Stéphane Hessel ha muerto. Comprendería perfectamente que no quisieran seguir leyendo. Yo mismo me he autoimpuesto, por el bien de mi estómago y de mis neuronas, esquivar la inevitable torrentera de obituarios que —puedo imaginármelo perfectamente— lo glosarán así o asá, siempre arrimando el ascua a la sardina propia o, como mucho, con la condescendencia que se reserva a los que dejan de formar parte del inventario de los que respiran. Es lo que tiene diñarla, que ya no estás en situación de matizar, apostillar ni desmentir a quienes aprovechan tu recién adquirida categoría de fiambre para hacer un ejercicio de estilo a mayor gloria de su causa o para atribuirte intenciones que jamás pasaron por tu cabeza.

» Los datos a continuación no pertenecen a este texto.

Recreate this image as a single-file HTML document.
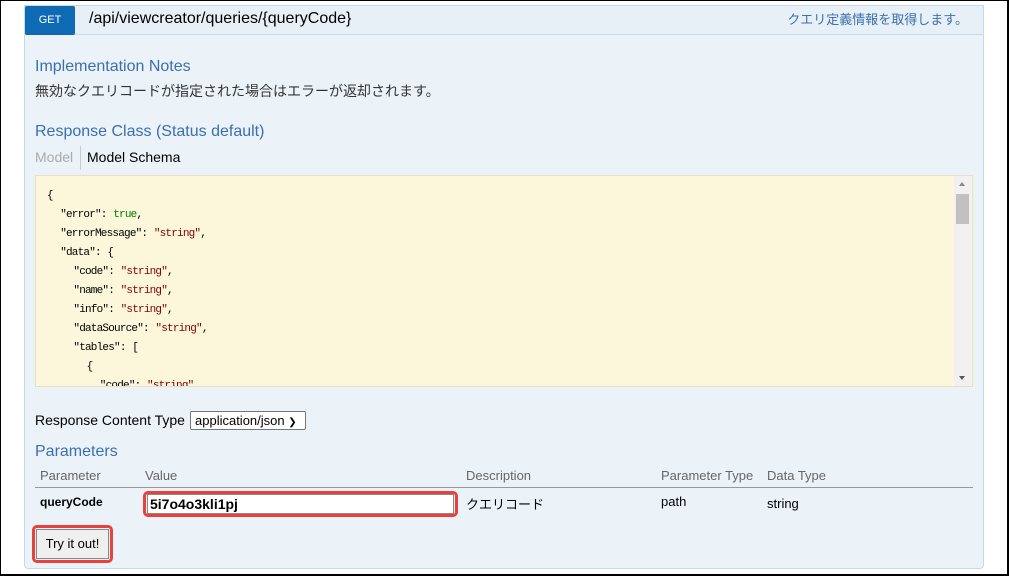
<!DOCTYPE html>
<html><head><meta charset="utf-8"><style>
*{margin:0;padding:0;box-sizing:border-box}
body{width:1009px;height:576px;background:#fff;position:relative;overflow:hidden;font-family:"Liberation Sans","Noto Sans CJK JP",sans-serif}
.frame{position:absolute;left:0;top:0;width:1009px;height:576px;border:1px solid #000;border-right-width:2px;border-bottom-width:2px;z-index:5}
.a{position:absolute;white-space:nowrap}
.panel{position:absolute;left:24px;top:5px;width:960px;height:564px;background:#ebf3f9;border:1px solid #c3d9ec;border-radius:0 0 4px 4px}
.hdr{position:absolute;left:0;top:0;width:958px;height:29px;background:#e7f0f7;border-bottom:1px solid #c3d9ec}
.get{position:absolute;left:0;top:0;width:50px;height:29px;background:#0f6ab4;color:#fff;font-size:11px;text-align:center;line-height:29px;border-radius:2px}
h4{font-weight:normal;color:#3b6fad;font-size:16px}
.code{position:absolute;left:35px;top:175px;width:938px;height:212px;background:#fcf6db;border:1px solid #e5e0c6;overflow:hidden;font-family:"Liberation Mono",monospace;font-size:11px;letter-spacing:-0.8px;word-spacing:0.8px;line-height:19px;padding:11px 0 0 11px;color:#000}
.s{color:#800000}.t{color:#008000}
.sb{position:absolute;right:1px;top:0;width:17px;height:210px;background:#f1f1f1}
.th{position:absolute;left:2px;top:18px;width:13px;height:30px;background:#c1c1c1}
</style></head><body>
<div class="frame"></div>
<div class="panel">
<div class="hdr"><div class="get">GET</div>
<div class="a" style="left:64px;top:4px;font-size:16px;color:#000">/api/viewcreator/queries/{queryCode}</div>
<div class="a" style="right:15px;top:3px;font-size:13px;color:#3b6fad">クエリ定義情報を取得します。</div></div>
</div>
<h4 class="a" style="left:35px;top:58px">Implementation Notes</h4>
<div class="a" style="left:35px;top:81px;font-size:14px;color:#333">無効なクエリコードが指定された場合はエラーが返却されます。</div>
<h4 class="a" style="left:35px;top:123px">Response Class (Status default)</h4>
<div class="a" style="left:35px;top:149px;font-size:14px;color:#aaa">Model</div>
<div class="a" style="left:80px;top:146px;width:1px;height:24px;background:#ccc"></div>
<div class="a" style="left:87px;top:149px;font-size:14px;color:#000">Model Schema</div>
<div class="code"><pre style="font:inherit">{
&#160;&#160;"error": <span class="t">true</span>,
&#160;&#160;"errorMessage": <span class="s">"string"</span>,
&#160;&#160;"data": {
&#160;&#160;&#160;&#160;"code": <span class="s">"string"</span>,
&#160;&#160;&#160;&#160;"name": <span class="s">"string"</span>,
&#160;&#160;&#160;&#160;"info": <span class="s">"string"</span>,
&#160;&#160;&#160;&#160;"dataSource": <span class="s">"string"</span>,
&#160;&#160;&#160;&#160;"tables": [
&#160;&#160;&#160;&#160;&#160;&#160;{
&#160;&#160;&#160;&#160;&#160;&#160;&#160;&#160;"code": <span class="s">"string"</span>,</pre>
<div class="sb"><div style="position:absolute;left:5px;top:6px;border:3.5px solid transparent;border-bottom:4px solid #888;border-top:0"></div><div class="th"></div><div style="position:absolute;left:5px;bottom:6px;border:3.5px solid transparent;border-top:4px solid #555;border-bottom:0"></div></div></div>
<div class="a" style="left:35px;top:412px;font-size:14px;color:#000">Response Content Type</div>
<div class="a" style="left:190px;top:411px;width:116px;height:19px;border:1px solid #767676;border-radius:2px;background:#fff;font-size:13px;line-height:17px;padding-left:4px">application/json <span style="font-size:10px">&#10095;</span></div>
<h4 class="a" style="left:35px;top:443px">Parameters</h4>
<div class="a" style="left:40px;top:468px;font-size:13px;color:#666">Parameter</div>
<div class="a" style="left:145px;top:468px;font-size:13px;color:#666">Value</div>
<div class="a" style="left:466px;top:468px;font-size:13px;color:#666">Description</div>
<div class="a" style="left:661px;top:468px;font-size:13px;color:#666">Parameter Type</div>
<div class="a" style="left:767px;top:468px;font-size:13px;color:#666">Data Type</div>
<div class="a" style="left:35px;top:487px;width:938px;height:1px;background:#999"></div>
<div class="a" style="left:40px;top:495px;font-size:12px;font-weight:bold;color:#000">queryCode</div>
<div class="a" style="left:143px;top:491px;width:315px;height:26px;border:3px solid #e8423d;border-radius:5px"></div>
<div class="a" style="left:147px;top:494px;width:307px;height:20px;border:1px solid #888;background:#fff;font-size:14px;font-weight:bold;padding-left:2px;line-height:18px">5i7o4o3kli1pj</div>
<div class="a" style="left:466px;top:494px;font-size:13px;color:#000">クエリコード</div>
<div class="a" style="left:661px;top:494px;font-size:13px;color:#000">path</div>
<div class="a" style="left:767px;top:496px;font-size:13px;color:#000">string</div>
<div class="a" style="left:32px;top:525px;width:81px;height:38px;border:3px solid #e8423d;border-radius:5px"></div>
<div class="a" style="left:36px;top:529px;width:73px;height:30px;border:1px solid #888;background:#efefef;font-size:13px;text-align:center;line-height:28px">Try it out!</div>
</body></html>
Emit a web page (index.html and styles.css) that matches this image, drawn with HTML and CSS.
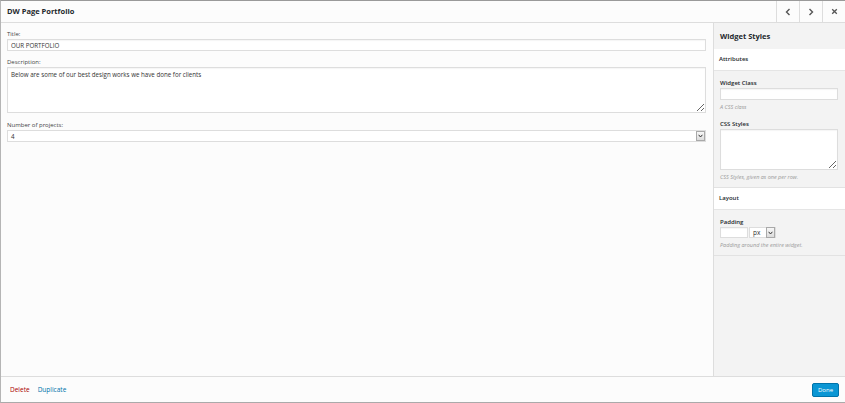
FILE: index.html
```html
<!DOCTYPE html>
<html lang="en">
<head>
  <meta charset="UTF-8">
  <meta name="viewport" content="width=device-width, initial-scale=1.0">
  <title>DW Page Portfolio</title>
  <link rel="stylesheet" href="styles.css">
</head>
<body>

  <div class="modal">
    <div class="modal-header">
      <h1>DW Page Portfolio</h1>
      <div class="nav">
        <button class="nav-btn" title="Previous">
          <svg width="6" height="8" viewBox="0 0 6 8"><path d="M4.5 1 L1.5 4 L4.5 7" fill="none" stroke="#555" stroke-width="1.4"/></svg>
        </button>
        <button class="nav-btn" title="Next">
          <svg width="6" height="8" viewBox="0 0 6 8"><path d="M1.5 1 L4.5 4 L1.5 7" fill="none" stroke="#555" stroke-width="1.4"/></svg>
        </button>
        <button class="nav-btn" title="Close">
          <svg width="7" height="7" viewBox="0 0 7 7"><path d="M1.2 1.2 L5.8 5.8 M5.8 1.2 L1.2 5.8" fill="none" stroke="#555" stroke-width="1.3"/></svg>
        </button>
      </div>
    </div>

    <div class="modal-body">
      <form class="main">
        <div class="field">
          <label for="title">Title:</label>
          <input type="text" id="title" value="OUR PORTFOLIO">
        </div>
        <div class="field field-desc">
          <label for="description">Description:</label>
          <textarea id="description">Below are some of our best design works we have done for clients</textarea>
        </div>
        <div class="field">
          <label>Number of projects:</label>
          <div class="select">
            <span class="value">4</span>
            <span class="arrow">
              <svg width="5" height="4" viewBox="0 0 5 4"><path d="M0.6 0.8 L2.5 3 L4.4 0.8" fill="none" stroke="#333" stroke-width="1"/></svg>
            </span>
          </div>
        </div>
      </form>

      <aside class="sidebar">
        <h2>Widget Styles</h2>

        <div class="section-title">Attributes</div>
        <div class="section">
          <div class="s-field">
            <label>Widget Class</label>
            <input type="text" class="s-input">
            <p class="hint">A CSS class</p>
          </div>
          <div class="s-field">
            <label>CSS Styles</label>
            <textarea class="s-textarea"></textarea>
            <p class="hint">CSS Styles, given as one per row.</p>
          </div>
        </div>

        <div class="section-title">Layout</div>
        <div class="section">
          <div class="s-field">
            <label>Padding</label>
            <div class="padding-row">
              <input type="text" class="s-input small">
              <div class="unit">
                <span class="value">px</span>
                <span class="arrow">
                  <svg width="5" height="4" viewBox="0 0 5 4"><path d="M0.6 0.8 L2.5 3 L4.4 0.8" fill="none" stroke="#333" stroke-width="1"/></svg>
                </span>
              </div>
            </div>
            <p class="hint">Padding around the entire widget.</p>
          </div>
        </div>
      </aside>
    </div>

    <div class="modal-footer">
      <div class="actions">
        <a href="#" class="delete">Delete</a>
        <a href="#" class="duplicate">Duplicate</a>
      </div>
      <button class="done">Done</button>
    </div>
  </div>

</body>
</html>
```

FILE: styles.css
```css
* {
  box-sizing: border-box;
}

body {
  margin: 0;
  padding: 0;
  font-family: "Open Sans", Arial, sans-serif;
  color: #333;
  background-color: #fcfcfc;
}

.modal {
  width: 845px;
  height: 403px;
  display: flex;
  flex-direction: column;
  border-top: 1px solid #9a9a9a;
  border-left: 1px solid #b5b5b5;
  border-bottom: 1px solid #aaa;
  background-color: #fcfcfc;
}

/* header */
.modal-header {
  height: 22px;
  display: flex;
  justify-content: space-between;
  border-bottom: 1px solid #dddddd;
  background-color: #fcfcfc;
}

.modal-header h1 {
  margin: 0;
  padding-left: 6px;
  font-size: 7.5px;
  line-height: 21px;
  font-weight: 700;
  color: #23282d;
}

.nav {
  display: flex;
}

.nav-btn {
  width: 23px;
  height: 21px;
  padding: 0;
  border: none;
  border-left: 1px solid #dddddd;
  background: transparent;
  display: flex;
  align-items: center;
  justify-content: center;
}

/* body */
.modal-body {
  flex: 1;
  display: flex;
}

.main {
  flex: 1;
  padding: 7px 7px 0 6px;
  margin: 0;
}

.field {
  margin-bottom: 7px;
}

.field-desc {
  margin-bottom: 8px;
}

label {
  display: block;
  font-size: 6px;
  line-height: 8px;
  margin-bottom: 1px;
  color: #444;
}

input[type="text"],
textarea {
  display: block;
  width: 100%;
  margin: 0;
  border: 1px solid #dddddd;
  background-color: #fff;
  font-family: "Open Sans", Arial, sans-serif;
  color: #333;
  box-shadow: inset 0 1px 1px rgba(0, 0, 0, 0.04);
}

.main input[type="text"] {
  height: 12px;
  padding: 0 3px;
  font-size: 6.2px;
}

.main textarea {
  height: 46px;
  padding: 2px 3px;
  font-size: 6.2px;
  line-height: 9px;
}

.select {
  height: 12px;
  display: flex;
  justify-content: space-between;
  align-items: center;
  border: 1px solid #dddddd;
  background-color: #fff;
  font-size: 6.2px;
  padding-left: 3px;
}

.value {
  color: #333;
}

.arrow {
  width: 9px;
  height: 10px;
  display: flex;
  align-items: center;
  justify-content: center;
  border: 1px solid #a9a9a9;
  background: linear-gradient(#f7f7f7, #dcdcdc);
}

/* sidebar */
.sidebar {
  width: 132px;
  border-left: 1px solid #dddddd;
  background-color: #f3f3f3;
}

.sidebar h2 {
  margin: 0;
  height: 26px;
  padding-left: 6px;
  font-size: 7.5px;
  line-height: 26px;
  font-weight: 700;
  color: #23282d;
}

.section-title {
  height: 22px;
  padding-left: 5px;
  font-size: 6px;
  line-height: 21px;
  font-weight: 600;
  color: #23282d;
  background-color: #fff;
  border-bottom: 1px solid #e5e5e5;
}

.section {
  padding: 8px 7px 1px 6px;
  border-bottom: 1px solid #e2e2e2;
}

.sidebar label {
  font-size: 6px;
  font-weight: 600;
  color: #23282d;
  margin-bottom: 1px;
}

.s-input {
  height: 12px;
  padding: 0 2px;
  font-size: 6px;
}

.s-textarea {
  height: 41px;
  resize: vertical;
}

.hint {
  margin: 4px 0 9px;
  font-size: 5.5px;
  line-height: 7px;
  font-style: italic;
  color: #999;
}

.s-field:last-child .hint {
  margin-bottom: 5px;
}

.padding-row {
  display: flex;
  gap: 1px;
}

.s-input.small {
  width: 28px;
  height: 11px;
}

.unit {
  width: 27px;
  height: 11px;
  display: flex;
  justify-content: space-between;
  align-items: center;
  border: 1px solid #dddddd;
  background-color: #fff;
  font-size: 6.5px;
  padding-left: 3px;
}

.unit .arrow {
  height: 11px;
}

/* footer */
.modal-footer {
  height: 26px;
  display: flex;
  justify-content: space-between;
  align-items: center;
  padding: 0 6px 0 9px;
  border-top: 1px solid #dddddd;
  background-color: #fcfcfc;
}

.actions {
  display: flex;
  gap: 8px;
  font-size: 6.5px;
  line-height: 9px;
}

.actions a {
  text-decoration: none;
}

.delete {
  color: #a00;
}

.duplicate {
  color: #0073aa;
}

.done {
  height: 14px;
  padding: 0 5px;
  border: 1px solid #0073aa;
  border-radius: 2px;
  background-color: #0a96d4;
  color: #fff;
  font-family: "Open Sans", Arial, sans-serif;
  font-size: 6px;
}
```
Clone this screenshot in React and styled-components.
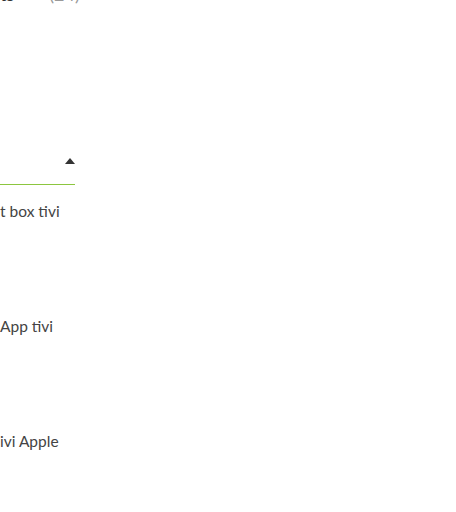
import React from 'react'
import styled, { createGlobalStyle } from 'styled-components';

const GlobalStyle = createGlobalStyle`
  html, body {
    margin: 0;
    padding: 0;
    background: #fff;
  }
  body {
    font-family: Lato, "Open Sans", sans-serif;
    color: #333;
    overflow: hidden;
  }
`

const Page = styled.div`
  width: 456px;
  height: 512px;
  overflow: hidden;
`

const CountRow = styled.div`
  display: flex;
  gap: 35px;
  margin-top: -16px;
  font-size: 18px;
  line-height: 21px;
  white-space: nowrap;
`

const Count = styled.span`
  color: ${props => props.$muted ? '#999' : '#333'};
`

const SortBox = styled.div`
  position: relative;
  box-sizing: border-box;
  width: 75px;
  height: 40px;
  margin-top: 140px;
  padding-top: 13px;
  display: flex;
  align-items: flex-start;
  justify-content: flex-end;

  &::after {
    content: "";
    position: absolute;
    left: 0;
    right: 0;
    bottom: 0;
    height: 1px;
    background: #8cc63f;
  }
`

const Caret = styled.span`
  width: 0;
  height: 0;
  margin-right: 0;
  border-left: 5px solid transparent;
  border-right: 5px solid transparent;
  border-bottom: 6px solid #333;
`

const List = styled.ul`
  list-style: none;
  margin: 17px 0 0;
  padding: 0;
`

const Item = styled.li`
  height: 115px;
  font-size: 15.5px;
  line-height: 18px;
  color: #444;
  white-space: nowrap;
`

const items = ['t box tivi', 'App tivi', 'ivi Apple']

export default function App() {
  return (
    <Page>
      <GlobalStyle />
      <CountRow>
        <Count>ts</Count>
        <Count $muted>(24)</Count>
      </CountRow>
      <SortBox>
        <Caret />
      </SortBox>
      <List>
        {items.map((item, index) => (
          <Item key={index}>{item}</Item>
        ))}
      </List>
    </Page>
  )
}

Stéphane Hessel ha muerto. Y por una extraña asociación de ideas, me viene a la cabeza la archifamosa frase de Chesterton que todo columnista que se precie debe citar por lo menos una vez cada dos años para que se note que tiene lecturas y que sería un rival temible en el Trivial: “El periodismo consiste esencialmente en decir ‘Lord Jones ha muerto’ a gente que no sabía que Lord Jones estaba vivo”. Bueno, tampoco es el caso exactamente. Pero casi, porque su celebridad no ha sido póstuma por medio pelo. Se la debe a sesenta páginas escritas en tiempo de descuento y, probablemente, a un editor con mucho ojo. Luego, y de eso ya no tuvo él ninguna culpa, llegó a rebufo un ejército de imitadores que convirtieron la indignación en fenómeno comercial, cuando no en modus vivendi. Esos de los que les hablaba el otro día, los que se relamen ante el suicidio de un desahuciado porque se van a inflar a clicks. Conozco a uno —y ustedes también— que hasta anteayer carroñeaba los cadáveres que dejaba ETA y hoy husmea, a tanto la pieza, en la sangre de los desgraciados que saltan desde un alfeizar.

Stéphane Hessel ha muerto. A los 95 años, ya vivió lo suyo. Bien vivido, además. Dejémosle descansar en paz.